====== Data excerpt

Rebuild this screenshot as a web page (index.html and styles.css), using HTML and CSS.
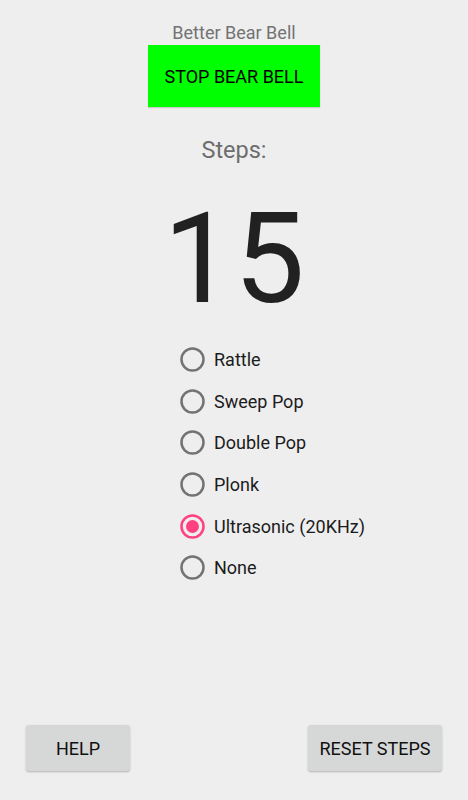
FILE: index.html
```html
<!DOCTYPE html>
<html lang="en">
<head>
    <meta charset="UTF-8">
    <meta name="viewport" content="width=device-width, initial-scale=1.0">
    <title>Better Bear Bell</title>
    <link rel="stylesheet" href="styles.css">
</head>
<body class="app">
    <div class="top">
        <div class="app-title">Better Bear Bell</div>
        <button class="stop-btn">STOP BEAR BELL</button>
        <div class="steps-label">Steps:</div>
        <div class="steps-count">15</div>
    </div>

    <div class="sound-list">
        <label class="sound">
            <svg class="radio" viewBox="0 0 25 25"><circle cx="12.5" cy="12.5" r="11" /></svg>
            <span>Rattle</span>
        </label>
        <label class="sound">
            <svg class="radio" viewBox="0 0 25 25"><circle cx="12.5" cy="12.5" r="11" /></svg>
            <span>Sweep Pop</span>
        </label>
        <label class="sound">
            <svg class="radio" viewBox="0 0 25 25"><circle cx="12.5" cy="12.5" r="11" /></svg>
            <span>Double Pop</span>
        </label>
        <label class="sound">
            <svg class="radio" viewBox="0 0 25 25"><circle cx="12.5" cy="12.5" r="11" /></svg>
            <span>Plonk</span>
        </label>
        <label class="sound checked">
            <svg class="radio" viewBox="0 0 25 25"><circle cx="12.5" cy="12.5" r="11" /><circle class="dot" cx="12.5" cy="12.5" r="6.5" /></svg>
            <span>Ultrasonic (20KHz)</span>
        </label>
        <label class="sound">
            <svg class="radio" viewBox="0 0 25 25"><circle cx="12.5" cy="12.5" r="11" /></svg>
            <span>None</span>
        </label>
    </div>

    <div class="bottom-bar">
        <button class="flat-btn help-btn">HELP</button>
        <button class="flat-btn reset-btn">RESET STEPS</button>
    </div>
</body>
</html>
```

FILE: styles.css
```css
.app{
    margin: 0;
    width: 468px;
    height: 800px;
    background-color: #eeeeee;
    font-family: Roboto, "Liberation Sans", sans-serif;
    display: flex;
    flex-direction: column;
}
.top{
    display: flex;
    flex-direction: column;
    align-items: center;
    padding-top: 23px;
}
.app-title{
    font-size: 18px;
    line-height: 20px;
    color: #737373;
}
.stop-btn{
    margin-top: 2px;
    width: 172px;
    height: 62px;
    border: none;
    background-color: #00ff00;
    font-family: inherit;
    font-size: 18px;
    color: #000000;
    box-shadow: 0 1px 1px rgba(0,0,0,0.15);
}
.steps-label{
    margin-top: 30px;
    font-size: 23.5px;
    line-height: 26px;
    color: #6d6d6d;
}
.steps-count{
    margin-top: 33px;
    font-size: 126px;
    line-height: 126px;
    color: #212121;
}
.sound-list{
    display: flex;
    flex-direction: column;
    padding-left: 180px;
    margin-top: 17px;
}
.sound{
    display: flex;
    align-items: center;
    height: 41.6px;
    font-size: 18px;
    color: #1c1c1c;
}
.radio{
    width: 25px;
    height: 25px;
    margin-right: 9px;
}
.radio circle{
    fill: none;
    stroke: #737373;
    stroke-width: 2.5;
}
.checked .radio circle{
    stroke: #ff4081;
}
.checked .radio .dot{
    fill: #ff4081;
    stroke: none;
}
.bottom-bar{
    margin-top: auto;
    display: flex;
    justify-content: space-between;
    padding: 0 26px 29px 26px;
}
.flat-btn{
    height: 46px;
    border: none;
    border-radius: 3px;
    background-color: #d6d7d7;
    font-family: inherit;
    font-size: 18px;
    color: #111111;
    box-shadow: 0 1px 2px rgba(0,0,0,0.25);
}
.help-btn{
    width: 104px;
}
.reset-btn{
    width: 134px;
}
```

============

*Task statement*
Where a line above contains the word "styles", copy that line.

*Solution*
Rebuild this screenshot as a web page (index.html and styles.css), using HTML and CSS.
    <link rel="stylesheet" href="styles.css">
FILE: styles.css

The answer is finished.